MIT(マサチューセッツ工科大学)で教職を務め、IMF(国際通貨基金)のエコノミストに就任し、最近ではAEA(アメリカ経済学会)の会長も務めていた(2018年)。FRB(米連邦準備銀行)のアドバイザーも長年務めている。
専門家の間では例年ノーベル賞候補として名前もよく上がる、マクロ経済学において誰しもが認める世界的第一人者である。
その氏の主著が、マクロ経済学の「教科書」なのだが、2015年に大幅改訂され、その邦訳が今春に刊行された(邦題『ブランシャール マクロ経済学 第2版』)。この改訂は、単なるバージョンアップ以上に、彼にとって非常に大きな意味を持っている。彼の人となりをもよく表す、その理由を簡潔に紹介していきたい。

知的職人気質のフランス人

ブランシャールは神経科医の父と精神科医の母を両親に持つフランス人だ。幼少時は賢いものの、勉強が必ずしも好きではない子どもだったという。

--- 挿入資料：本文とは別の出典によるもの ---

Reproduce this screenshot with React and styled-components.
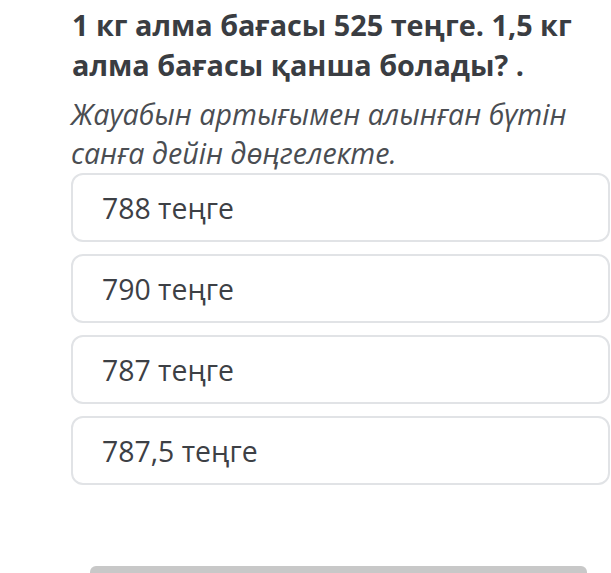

『ブランシャール マクロ経済学 第2版 上・下』書影をクリックすると、アマゾンのサイトにジャンプします。紙版はこちら、電子版はこちら

パリ・ナンテール大学に進学したが、1968年に学生暴動が起きて大学が閉鎖され、パリの街中で激しい戦いが繰り広げられる。知的な刺激と同時に、そのイデオロギー的な争いに次第に嫌気がさしてきたブランシャールは、長い入院の際に経済学の本を読みあさり、経済学が世界をよりよく変える可能性を深く考えるようになる(Steven Pearlstein, “The smartest economist you’ve never heard of,” The Washington Post、October 3, 2015を参照)。

しかし、彼の目には、フランスの大学の経済学カリキュラムは抽象的すぎるうえに、イデオロギー的すぎるとも映っていた。修士論文を書き終えて、ブランシャールはアメリカに留学することにする。

ブランシャールはマサチューセッツ工科大学(MIT)に留学することが決まった。MITの経済学部は1960~70年代にポール・サミュエルソンを擁し、米国一の地位にのし上がった、最も勢いのある「アメリカ経済学の中心地」だった。